Boehner was talking about the groups that claim to speak for the grass-roots, like the Club for Growth and Heritage Action Fund. With those groups scalded, establishment Republicans hoped that Republican members would not be so nervous and follow the strategy promoted by House leaders. Former RNC Chairman and former Mississippi Gov. Haley Barbour told me that Boehner’s public comments were a turning point, giving more common-sense mainstream Republicans control of the reins of the party. Main Street Partnership’s Steve LaTourette—whose organization funds moderate Republicans and clashes with Tea Party groups—said the same thing.

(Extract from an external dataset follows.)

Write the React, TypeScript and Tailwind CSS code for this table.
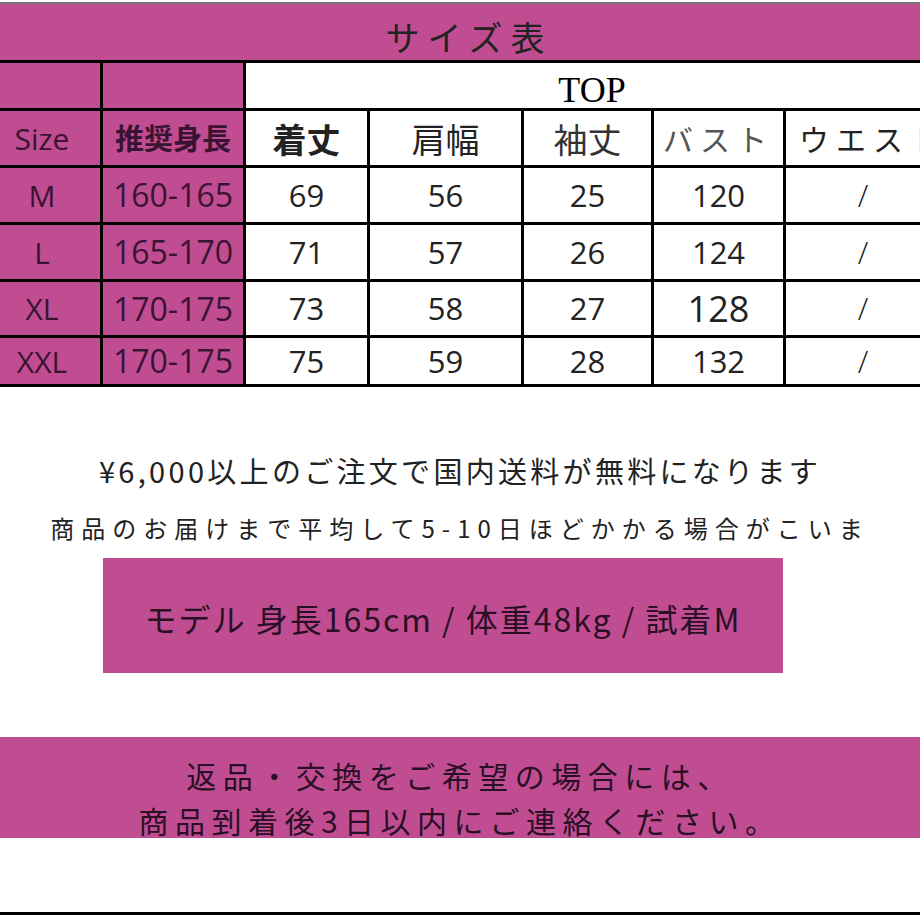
import React from "react";

const jp = "font-['Noto_Sans_CJK_JP','Noto_Sans',sans-serif]";
const num = "font-['Open_Sans','Noto_Sans_CJK_JP',sans-serif]";

type Row = { size: string; height: string; vals: string[] };

const rows: Row[] = [
  { size: "M", height: "160-165", vals: ["69", "56", "25", "120", "/"] },
  { size: "L", height: "165-170", vals: ["71", "57", "26", "124", "/"] },
  { size: "XL", height: "170-175", vals: ["73", "58", "27", "128", "/"] },
  { size: "XXL", height: "170-175", vals: ["75", "59", "28", "132", "/"] },
];

const pinkCell = "bg-[#c04d92] flex items-center justify-center text-[#3a1333]";
const whiteCell = "bg-white flex items-center justify-center text-[#222]";

const SizeTable: React.FC = () => (
  <div className="w-[952px] mt-[2px] border-t-2 border-[#777]">
    <div
      className={`h-[56px] bg-[#c04d92] flex items-center justify-center pt-2 pr-[14px] text-[34px] tracking-[8px] text-[#222] ${jp}`}
    >
      サイズ表
    </div>
    <div className="h-[3px] bg-black" />
    <div className="grid grid-cols-[100px_140px_121px_151px_127px_129px_166px] grid-rows-[45px_54px_54px_54px_53px_46px] gap-[3px] bg-black pb-[3px]">
      <div className={pinkCell} />
      <div className={pinkCell} />
      <div
        className={`${whiteCell} col-span-5 pt-2 pr-[14px] text-[36px] text-black font-['Liberation_Serif',serif]`}
      >
        TOP
      </div>

      <div className={`${pinkCell} pr-4 text-[30px] ${num}`}>Size</div>
      <div className={`${pinkCell} text-[29px] font-bold ${jp}`}>推奨身長</div>
      <div className={`${whiteCell} text-[34px] font-bold ${jp}`}>着丈</div>
      <div className={`${whiteCell} text-[34px] ${jp}`}>肩幅</div>
      <div className={`${whiteCell} text-[34px] text-[#333] ${jp}`}>袖丈</div>
      <div className={`${whiteCell} text-[30px] tracking-[7px] text-[#555] ${jp}`}>バスト</div>
      <div className={`${whiteCell} text-[30px] tracking-[7px] pl-[8px] ${jp}`}>ウエスト</div>

      {rows.map((r) => (
        <React.Fragment key={r.size}>
          <div className={`${pinkCell} pr-4 text-[30px] ${num}`}>{r.size}</div>
          <div className={`${pinkCell} text-[32px] ${num}`}>{r.height}</div>
          {r.vals.map((v, i) => (
            <div
              key={i}
              className={`${whiteCell} ${num} ${
                v === "128" ? "text-[36px]" : "text-[31px]"
              } ${i === 4 ? "pr-[12px] font-light" : ""}`}
            >
              {v}
            </div>
          ))}
        </React.Fragment>
      ))}
    </div>
  </div>
);

const App: React.FC = () => {
  return (
    <div className="w-[920px] h-[920px] bg-white overflow-hidden flex flex-col">
      <SizeTable />

      <p
        className={`mt-[65px] text-center text-[29px] leading-[36px] tracking-[3.3px] text-[#222] ${jp}`}
      >
        ¥6,000以上のご注文で国内送料が無料になります
      </p>
      <p
        className={`mt-[25px] text-center text-[24px] leading-[30px] tracking-[7px] text-[#222] ${jp}`}
      >
        商品のお届けまで平均して5-10日ほどかかる場合がこいま
      </p>

      <div
        className={`mt-[15px] ml-[103px] w-[680px] h-[115px] shrink-0 bg-[#c04d92] flex items-center justify-center pt-1 text-[32px] tracking-[2px] text-[#2a0f25] ${jp}`}
      >
        モデル 身長165cm / 体重48kg / 試着M
      </div>

      <div
        className={`mt-[64px] h-[101px] shrink-0 bg-[#c04d92] pt-[16px] text-center text-[30px] leading-[45px] tracking-[6.5px] text-[#2a0f25] ${jp}`}
      >
        <div>返品・交換をご希望の場合には、</div>
        <div>商品到着後3日以内にご連絡ください。</div>
      </div>

      <div className="mt-[74px] h-[3px] shrink-0 bg-black" />
    </div>
  );
};

export default App;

If the House leadership needed a member to take a tough vote, they could convince him that his fears of being targeted were overblown. Members no longer had to worry as much about well-financed groups with communications departments harnessing grass-roots anger and pointing it at them. The problem is that’s not what happened in the Cantor race. Those outside groups didn’t play the role in this race that they have in other races that have been labeled as Tea Party vs. Establishment fights. (Though that didn’t stop them from pretending they had a hand in Brat’s victory.) So the message is the refreshing and reaffirming one that it’s the voters who can turn on you. Brat’s win will encourage more attempts, and whether the Cantor defeat can be replicated elsewhere doesn’t matter. All incumbents will think there is a monster hiding under their bed—and maybe they’re right.